Ook heeft iedere Nederlander die in Nederland woont en niet in de noodzakelijke kosten van bestaan
kan voorzien, recht op bijstand van overheidswege, art. 11 lid 1 Pw. Rechtmatig in Nederland
wonende buitenlanders zijn met Nederlanders gelijkgesteld, art. 11 lid 2 Pw.
Vreemdelingen die niet rechtmatig in Nederland verblijven kunnen geen beroep doen op de
Nederlandse socialezekerheidsregelingen, art. 10 lid 1 VW 2000.
Materiele werkingssfeer
Wordt bepaald door de gebeurtenis die recht geeft op de prestatie (het sociale risico)
Ziekte en arbeidsongeschiktheid Wet Wia, WAO, Wajong
Werkloosheid WW, wet Wia
Ouderdom AOW
Overlijden Anw
Kinderen AKW, Wet KB, Wko
Gezondheid WLZ, Zvw, WMO
Bestaansminimum Participatiewet, IOAW IOAZ, TW
Uitkeringssystematiek
De uitkeringen die worden verstrekt op grond van werknemersverzekeringen zijn vaak
loondervingsuitkeringen. Zij bedragen soms 70 & of 75% van het maandloon dat is afgeleid van het
dagloon. Maatgevend bij de berekening is het loon in het jaar voorafgaande aan de verzekerde
gebeurtenis. Het dagloon is aan een maximum gebonden, 232,90 per dag inclusief vakantiegeld.
Indien het hoger is, telt dan niet mee bij de berekening van de uitkering.

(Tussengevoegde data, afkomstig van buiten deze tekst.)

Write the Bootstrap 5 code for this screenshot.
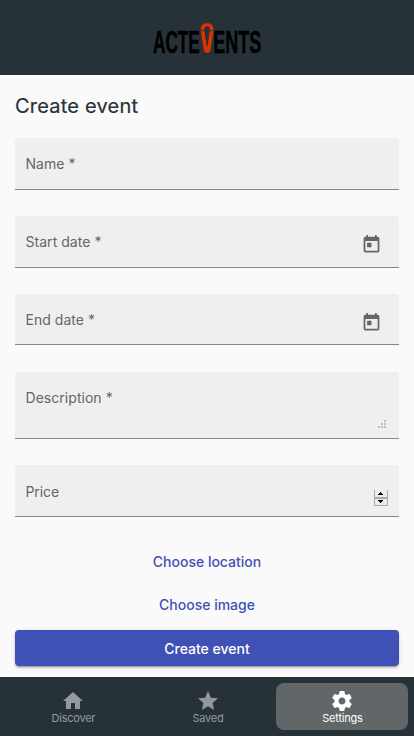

Volksverzekeringen zijn minimumbehoefteregelingen. Ook bijstand en de Toeslagenwet behoren
hierbij. De uitkeringen corresponderen met het sociaal minimum.
De inkomstenafhankelijke toeslagen, kinderopvangtoeslag, het kindgebonden budget, zorgtoeslag,
nemen in het systeem een bijzondere plaats. Deze geven aanvullende inkomenssteun aan mensen die
moeten leven met het sociaal minimum.
Uitvoering
Sociale verzekeringsbank (SVB) Volksverzekeringen
Uitvoeringsinstituut Werknemersverzekeringen (UWV) Werknemersverzekeringen
Gemeente Participatiewet en de WMO 2015.